Fully connected neural layer

In the previous sections, we established the fundamental logic of organizing and operating a neural network. Now we are moving on to its specific content. We begin the construction of actual working elements — neural layers and their constituent neurons. We will start with constructing a fully connected neural layer.

It was precisely the fully connected neural layers that formed the Perceptron, created by Frank Rosenblatt in 1957. In this architecture, each neuron of the layer has connections with all neurons of the previous layer. Each link has its own weight factor. The figure below shows a perceptron with two hidden fully connected layers. The output neuron can also be represented as a fully connected layer with one neuron. Almost always, at the output of a neural network, we will use at least one fully connected layer.

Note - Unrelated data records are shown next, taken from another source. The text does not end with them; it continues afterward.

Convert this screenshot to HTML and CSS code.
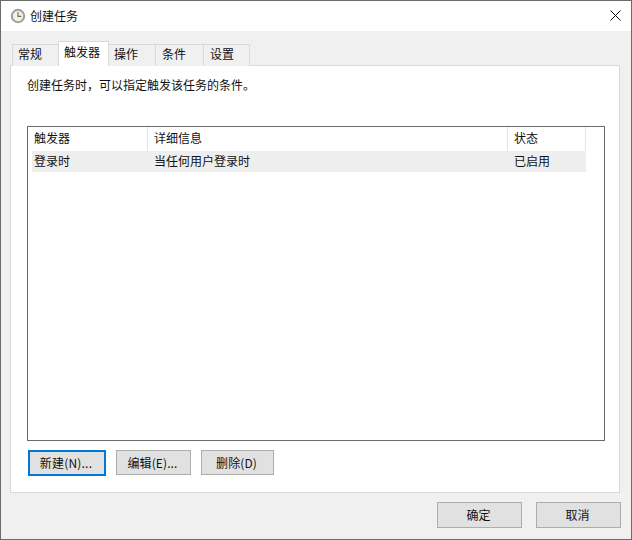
FILE: index.html
```html
<!DOCTYPE html>
<html lang="zh-CN">
<head>
<meta charset="utf-8">
<title>创建任务</title>
<link rel="stylesheet" href="styles.css">
</head>
<body>
<div class="window">
  <header class="titlebar">
    <svg class="app-icon" width="16" height="16" viewBox="0 0 16 16">
      <circle cx="8" cy="8" r="6.2" fill="#f6f1df" stroke="#9a9fa3" stroke-width="2"/>
      <path d="M8 4v4.4h3.4" fill="none" stroke="#6d6a5e" stroke-width="1.1"/>
    </svg>
    <span class="title">创建任务</span>
    <svg class="close" width="11" height="11" viewBox="0 0 11 11">
      <path d="M.5.5l10 10M10.5.5l-10 10" stroke="#111" stroke-width="1" fill="none"/>
    </svg>
  </header>
  <main class="body">
    <nav class="tabs">
      <span class="tab tab-w1">常规</span>
      <span class="tab tab-active">触发器</span>
      <span class="tab tab-w2">操作</span>
      <span class="tab tab-w3">条件</span>
      <span class="tab tab-w4">设置</span>
    </nav>
    <section class="panel">
      <p class="hint">创建任务时，可以指定触发该任务的条件。</p>
      <div class="list">
        <div class="row head">
          <span class="cell c1">触发器</span>
          <span class="cell c2">详细信息</span>
          <span class="cell c3">状态</span>
        </div>
        <div class="row selected">
          <span class="cell c1">登录时</span>
          <span class="cell c2">当任何用户登录时</span>
          <span class="cell c3">已启用</span>
        </div>
      </div>
      <div class="actions">
        <button class="btn btn-new">新建(N)...</button>
        <button class="btn btn-edit">编辑(E)...</button>
        <button class="btn btn-del">删除(D)</button>
      </div>
    </section>
    <footer class="footer">
      <button class="btn btn-big">确定</button>
      <button class="btn btn-big">取消</button>
    </footer>
  </main>
</div>
</body>
</html>
```
FILE: styles.css
```css
* { box-sizing: border-box; }
html, body { margin: 0; padding: 0; }
body {
  width: 632px;
  height: 540px;
  overflow: hidden;
  font-family: "Noto Sans CJK SC", "Liberation Sans", sans-serif;
  font-size: 12px;
  color: #111;
}
.window {
  width: 632px;
  height: 540px;
  border: 1px solid #6b6b6b;
  display: flex;
  flex-direction: column;
  background: #f0f0f0;
}
.titlebar {
  height: 30px;
  background: #fff;
  display: flex;
  align-items: center;
  padding: 0 10px 0 9px;
  flex: none;
}
.app-icon { margin-right: 4px; }
.title { flex: 1; line-height: 30px; padding-bottom: 1px; }
.close { margin-bottom: 1px; }
.body {
  flex: 1;
  display: flex;
  flex-direction: column;
  padding: 0 10px 0 9px;
}
.tabs {
  display: flex;
  align-items: flex-end;
  height: 35px;
  padding: 0 0 0 2px;
  position: relative;
  z-index: 1;
  margin-bottom: -1px;
}
.tab {
  height: 22px;
  border: 1px solid #d9d9d9;
  border-left: 0;
  border-bottom: 0;
  display: flex;
  align-items: center;
  padding-left: 5px;
  padding-bottom: 3px;
  background: #f0f0f0;
  line-height: 20px;
}
.tab-w1 { width: 47px; border-left: 1px solid #d9d9d9; }
.tab-active {
  width: 51px;
  height: 25px;
  background: #fff;
  padding-left: 5px;
  padding-bottom: 4px;
  margin-left: -1px;
  border-left: 1px solid #d9d9d9;
}
.tab-w2 { width: 47px; padding-left: 5px; }
.tab-w3 { width: 48px; padding-left: 6px; }
.tab-w4 { width: 46px; padding-left: 6px; }
.panel {
  width: 610px;
  height: 428px;
  background: #fff;
  border: 1px solid #d9d9d9;
  padding: 0 0 0 16px;
  display: flex;
  flex-direction: column;
}
.hint {
  margin: 0;
  height: 60px;
  padding-top: 10px;
  line-height: 18px;
}
.list {
  width: 578px;
  height: 315px;
  border: 1px solid #6b6b6b;
  padding-left: 4px;
  flex: none;
}
.row {
  display: flex;
  width: 554px;
  line-height: 21px;
}
.head { height: 24px; }
.head .cell { height: 24px; border-right: 1px solid #e5e5e5; line-height: 22px; }
.selected { height: 21px; background: #eeeeee; line-height: 19px; }
.cell { padding-left: 2px; flex: none; }
.c1 { width: 116px; }
.c2 { width: 360px; padding-left: 6px; }
.c3 { width: 78px; padding-left: 6px; }
.actions {
  display: flex;
  align-items: flex-start;
  padding: 9px 0 0 1px;
}
.btn {
  font: inherit;
  color: #111;
  height: 25px;
  background: #e1e1e1;
  border: 1px solid #adadad;
  padding: 0;
  line-height: 20px;
}
.btn-new { width: 78px; height: 26px; border: 2px solid #0078d7; letter-spacing: 0.2px; padding-right: 2px; }
.btn-edit { width: 75px; margin-left: 10px; padding-right: 2px; letter-spacing: 0.1px; }
.btn-del { width: 73px; margin-left: 10px; padding-right: 2px; letter-spacing: 0.1px; }
.footer {
  display: flex;
  justify-content: flex-end;
  gap: 14px;
  padding: 9px 0 0;
}
.btn-big { width: 85px; height: 26px; padding-right: 2px; }
```
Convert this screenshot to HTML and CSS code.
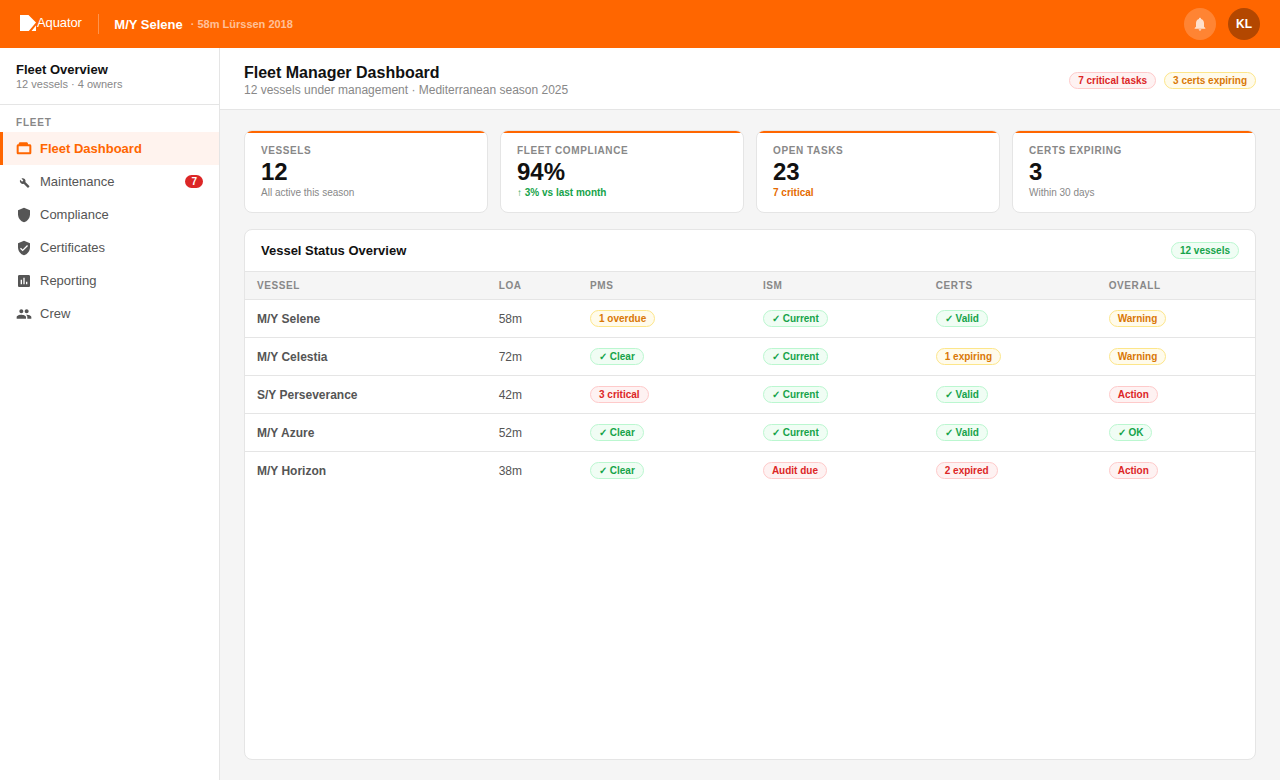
FILE: index.html
```html
<!DOCTYPE html>
<html lang="en">
<head>
<meta charset="utf-8">
<title>Aquator Fleet Manager Dashboard</title>
<link rel="stylesheet" href="styles.css">
</head>
<body>
<header class="topbar">
  <div class="brand">
    <svg class="brand-mark" viewBox="0 0 16 16"><path d="M0 0H8.500L16 7.500L8.800 16H0Z M16 10.500V16H11.500Z" fill="#fff"/></svg>
    <span class="brand-name">Aquator</span>
  </div>
  <div class="top-divider"></div>
  <span class="yacht-name">M/Y Selene</span>
  <span class="yacht-meta">· 58m Lürssen 2018</span>
  <div class="top-actions">
    <button class="bell"><svg viewBox="0 0 24 24" width="16" height="16"><path d="M12 22c1.100 0 2-.9 2-2h-4c0 1.100.9 2 2 2zm6-6v-5c0-3.070-1.630-5.640-4.500-6.320V4c0-.830-.670-1.500-1.500-1.500s-1.500.670-1.500 1.500v.680C7.640 5.360 6 7.920 6 11v5l-2 2v1h16v-1l-2-2z"/></svg></button>
    <div class="avatar">KL</div>
  </div>
</header>
<div class="shell">
  <aside class="sidebar">
    <div class="side-head">
      <div class="side-title">Fleet Overview</div>
      <div class="side-sub">12 vessels · 4 owners</div>
    </div>
    <div class="side-label">FLEET</div>
    <nav class="nav">
      <a class="nav-item active"><svg viewBox="0 0 24 24"><path fill-rule="evenodd" d="M4 5V4.500C4 3 5 2 6.400 2H15.600C17 2 18 3 18 4.500V5H20.500C22 5 23 6 23 7.500V17.500C23 19 22 20 20.500 20H3.500C2 20 1 19 1 17.500V7.500C1 6 2 5 3.500 5ZM4 8V17H20V8Z"/></svg>Fleet Dashboard</a>
      <a class="nav-item"><svg viewBox="0 0 24 24"><path d="M22.700 19l-9.100-9.100c.9-2.300.4-5-1.500-6.900-2-2-5-2.400-7.400-1.300L9 6 6 9 1.600 4.700C.4 7.100.9 10.100 2.900 12.100c1.900 1.900 4.600 2.400 6.900 1.500l9.100 9.100c.4.400 1 .4 1.400 0l2.300-2.300c.5-.4.5-1.100.1-1.400z" transform="translate(5.200 5.700) scale(.65)"/></svg>Maintenance<span class="nav-badge">7</span></a>
      <a class="nav-item"><svg viewBox="0 0 24 24"><path d="M12 1L3 5v6c0 5.550 3.840 10.740 9 12 5.160-1.260 9-6.450 9-12V5l-9-4z"/></svg>Compliance</a>
      <a class="nav-item"><svg viewBox="0 0 24 24"><path d="M12 1L3 5v6c0 5.550 3.840 10.740 9 12 5.160-1.260 9-6.450 9-12V5l-9-4zm-2 16l-4-4 1.410-1.410L10 14.170l6.590-6.590L18 9l-8 8z"/></svg>Certificates</a>
      <a class="nav-item"><svg viewBox="0 0 24 24"><path d="M19 3H5c-1.100 0-2 .9-2 2v14c0 1.100.9 2 2 2h14c1.100 0 2-.9 2-2V5c0-1.100-.9-2-2-2zM9 17H7v-7h2v7zm4 0h-2V7h2v10zm4 0h-2v-4h2v4z"/></svg>Reporting</a>
      <a class="nav-item"><svg viewBox="0 0 24 24"><path d="M16 11c1.660 0 2.990-1.340 2.990-3S17.660 5 16 5c-1.660 0-3 1.340-3 3s1.340 3 3 3zm-8 0c1.660 0 2.990-1.340 2.990-3S9.660 5 8 5C6.340 5 5 6.340 5 8s1.340 3 3 3zm0 2c-2.330 0-7 1.170-7 3.500V19h14v-2.500c0-2.330-4.670-3.500-7-3.500zm8 0c-.29 0-.62.020-.97.050 1.160.840 1.970 1.970 1.970 3.450V19h6v-2.500c0-2.330-4.670-3.500-7-3.500z"/></svg>Crew</a>
    </nav>
  </aside>
  <main class="main">
    <div class="page-head">
      <div>
        <h1 class="page-title">Fleet Manager Dashboard</h1>
        <div class="page-sub">12 vessels under management · Mediterranean season 2025</div>
      </div>
      <div class="head-pills">
        <span class="pill red">7 critical tasks</span>
        <span class="pill amber">3 certs expiring</span>
      </div>
    </div>
    <div class="content">
      <section class="stats">
        <div class="stat"><div class="stat-label">VESSELS</div><div class="stat-value">12</div><div class="stat-note">All active this season</div></div>
        <div class="stat"><div class="stat-label">FLEET COMPLIANCE</div><div class="stat-value">94%</div><div class="stat-note good">↑ 3% vs last month</div></div>
        <div class="stat"><div class="stat-label">OPEN TASKS</div><div class="stat-value">23</div><div class="stat-note warn">7 critical</div></div>
        <div class="stat"><div class="stat-label">CERTS EXPIRING</div><div class="stat-value">3</div><div class="stat-note">Within 30 days</div></div>
      </section>
      <section class="panel">
        <div class="panel-head">
          <h2 class="panel-title">Vessel Status Overview</h2>
          <span class="pill green">12 vessels</span>
        </div>
        <table class="table">
          <thead>
            <tr><th class="c-vessel">VESSEL</th><th class="c-loa">LOA</th><th class="c-s">PMS</th><th class="c-s">ISM</th><th class="c-s">CERTS</th><th>OVERALL</th></tr>
          </thead>
          <tbody>
            <tr><td class="vessel">M/Y Selene</td><td>58m</td><td><span class="pill amber">1 overdue</span></td><td><span class="pill green">✓ Current</span></td><td><span class="pill green">✓ Valid</span></td><td><span class="pill amber">Warning</span></td></tr>
            <tr><td class="vessel">M/Y Celestia</td><td>72m</td><td><span class="pill green">✓ Clear</span></td><td><span class="pill green">✓ Current</span></td><td><span class="pill amber">1 expiring</span></td><td><span class="pill amber">Warning</span></td></tr>
            <tr><td class="vessel">S/Y Perseverance</td><td>42m</td><td><span class="pill red">3 critical</span></td><td><span class="pill green">✓ Current</span></td><td><span class="pill green">✓ Valid</span></td><td><span class="pill red">Action</span></td></tr>
            <tr><td class="vessel">M/Y Azure</td><td>52m</td><td><span class="pill green">✓ Clear</span></td><td><span class="pill green">✓ Current</span></td><td><span class="pill green">✓ Valid</span></td><td><span class="pill green">✓ OK</span></td></tr>
            <tr><td class="vessel">M/Y Horizon</td><td>38m</td><td><span class="pill green">✓ Clear</span></td><td><span class="pill red">Audit due</span></td><td><span class="pill red">2 expired</span></td><td><span class="pill red">Action</span></td></tr>
          </tbody>
        </table>
      </section>
    </div>
  </main>
</div>
</body>
</html>
```
FILE: styles.css
```css
* { box-sizing: border-box; }
html, body { height: 100%; }
body { margin: 0; height: 780px; overflow: hidden; font-family: "Liberation Sans", Arial, sans-serif; background: #f5f5f5; color: #111; display: flex; flex-direction: column; }

.topbar { height: 48px; flex: none; background: #ff6600; display: flex; align-items: center; padding: 0 20px; color: #fff; }
.brand { display: flex; align-items: center; }
.brand-mark { width: 16px; height: 16px; display: block; margin: -2px 1px 0 0; }
.brand-name { font-size: 13px; letter-spacing: -.1px; color: #fff; margin-top: -3px; }
.top-divider { width: 1px; height: 20px; background: rgba(255,255,255,.3); margin: 0 15.500px 0 16px; }
.yacht-name { font-size: 13px; font-weight: 700; }
.yacht-meta { font-size: 11px; font-weight: 700; color: rgba(255,255,255,.6); margin-left: 8px; }
.top-actions { margin-left: auto; display: flex; align-items: center; gap: 12px; }
.bell { width: 32px; height: 32px; border: 0; padding: 0; border-radius: 50%; background: rgba(255,255,255,.2); display: flex; align-items: center; justify-content: center; }
.bell svg { fill: rgba(255,255,255,.75); }
.avatar { width: 32px; height: 32px; border-radius: 50%; background: #b34700; color: #fff; font-size: 12px; font-weight: 700; display: flex; align-items: center; justify-content: center; }

.shell { flex: 1; display: flex; min-height: 0; }
.sidebar { width: 220px; flex: none; background: #fff; border-right: 1px solid #e5e5e5; }
.side-head { padding: 14px 16px 13px; border-bottom: 1px solid #e5e5e5; height: 57px; }
.side-title { font-size: 13px; font-weight: 700; line-height: 15px; }
.side-sub { font-size: 11px; color: #888; line-height: 14px; }
.side-label { font-size: 10px; font-weight: 700; letter-spacing: .8px; color: #888; padding: 12px 16px 3px; line-height: 12px; }
.nav-item { display: flex; align-items: center; height: 33px; padding: 0 16px; font-size: 13px; color: #555; gap: 8px; }
.nav-item svg { width: 16px; height: 16px; margin: 0 .5px 0 -.5px; fill: #555; flex: none; }
.nav-item.active { background: #fff3ee; color: #ff6600; font-weight: 700; border-left: 3px solid #ff6600; padding-left: 13px; }
.nav-item.active svg { fill: #ff6600; }
.nav-badge { margin-left: auto; background: #dc2626; color: #fff; font-size: 10px; font-weight: 700; padding: 0 6px; border-radius: 8px; line-height: 13px; }

.main { flex: 1; min-width: 0; display: flex; flex-direction: column; }
.page-head { height: 62px; flex: none; background: #fff; border-bottom: 1px solid #e5e5e5; padding: 4px 24px 0; display: flex; align-items: center; justify-content: space-between; }
.page-title { margin: 0; font-size: 16px; line-height: 18px; font-weight: 700; }
.page-sub { font-size: 12px; color: #888; line-height: 16px; }
.head-pills { display: flex; gap: 8px; }

.pill { display: inline-block; font-size: 10px; font-weight: 700; line-height: 15px; padding: 0 8px; border-radius: 10px; border: 1px solid; white-space: nowrap; }
.pill.red { background: #fef2f2; color: #dc2626; border-color: #fecaca; }
.pill.amber { background: #fffbeb; color: #d97706; border-color: #fde68a; }
.pill.green { background: #f0fdf4; color: #16a34a; border-color: #bbf7d0; }

.content { flex: 1; min-height: 0; padding: 20px 24px; display: flex; flex-direction: column; gap: 16px; }
.stats { display: grid; grid-template-columns: repeat(4, 1fr); gap: 12px; }
.stat { position: relative; height: 83px; background: #fff; border: 1px solid #e5e5e5; border-radius: 8px; padding: 14px 16px 0; overflow: hidden; }
.stat::before { content: ""; position: absolute; left: 0; right: 0; top: 0; height: 2px; background: #ff6600; }
.stat-label { font-size: 10px; font-weight: 700; letter-spacing: .6px; color: #888; line-height: 12px; }
.stat-value { font-size: 24px; font-weight: 700; line-height: 28px; color: #111; margin-top: 1px; }
.stat-note { font-size: 10px; color: #888; line-height: 12px; margin-top: 1px; }
.stat-note.good { color: #16a34a; font-weight: 700; }
.stat-note.warn { color: #e56a00; font-weight: 700; }

.panel { flex: 1; min-height: 0; background: #fff; border: 1px solid #e5e5e5; border-radius: 8px; overflow: hidden; }
.panel-head { height: 41px; display: flex; align-items: center; justify-content: space-between; padding: 0 16px; }
.panel-title { margin: 0; font-size: 13px; font-weight: 700; }
.table { width: 100%; border-collapse: collapse; table-layout: fixed; }
.table th { height: 28px; background: #f5f5f5; border-top: 1px solid #e5e5e5; border-bottom: 1px solid #e5e5e5; font-size: 10px; font-weight: 700; letter-spacing: .6px; color: #888; text-align: left; padding: 0 12px; }
.table td { height: 38px; border-bottom: 1px solid #e5e5e5; font-size: 12px; color: #555; padding: 0 12px; }
.table tbody tr:last-child td { border-bottom: 0; }
.c-vessel { width: 241.700px; }
.c-loa { width: 91.300px; }
.c-s { width: 172.900px; }
.vessel { font-weight: 700; }
```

It can be said that each neuron assesses the overall picture of the input vector and responds to the emergence of a certain pattern. Through the adjustment of various weights, a model is constructed in which each neuron responds to its specific pattern in the input signal. It is this property that makes it possible to use a fully connected neural layer at the output of classifier models.

Perceptron has two hidden fully connected layers.

Perceptron has two hidden fully connected layers.

If we consider a fully connected neural layer from the perspective of vector mathematics, in the framework of which the input values vector represents a certain point in the N-dimensional space (where N is the number of elements in the input vector), then each neuron builds a projection of this point on its own vector. In this case, the activation function decides whether to transmit the signal further, or not.

Here, it's important to pay attention to the displacement of the obtained projection relative to the origin of the coordinates. While the activation function is designed to make decisions within a strict range of input data, this displacement is, for us, a systematic error. To compensate for this bias, an additional constant called bias is introduced on each neuron. In practice, this constant is tuned during the training process along with the weights. For this, another element with a constant value of 1 is added to the input signal vector, and the selected weight for this element will play the role of bias.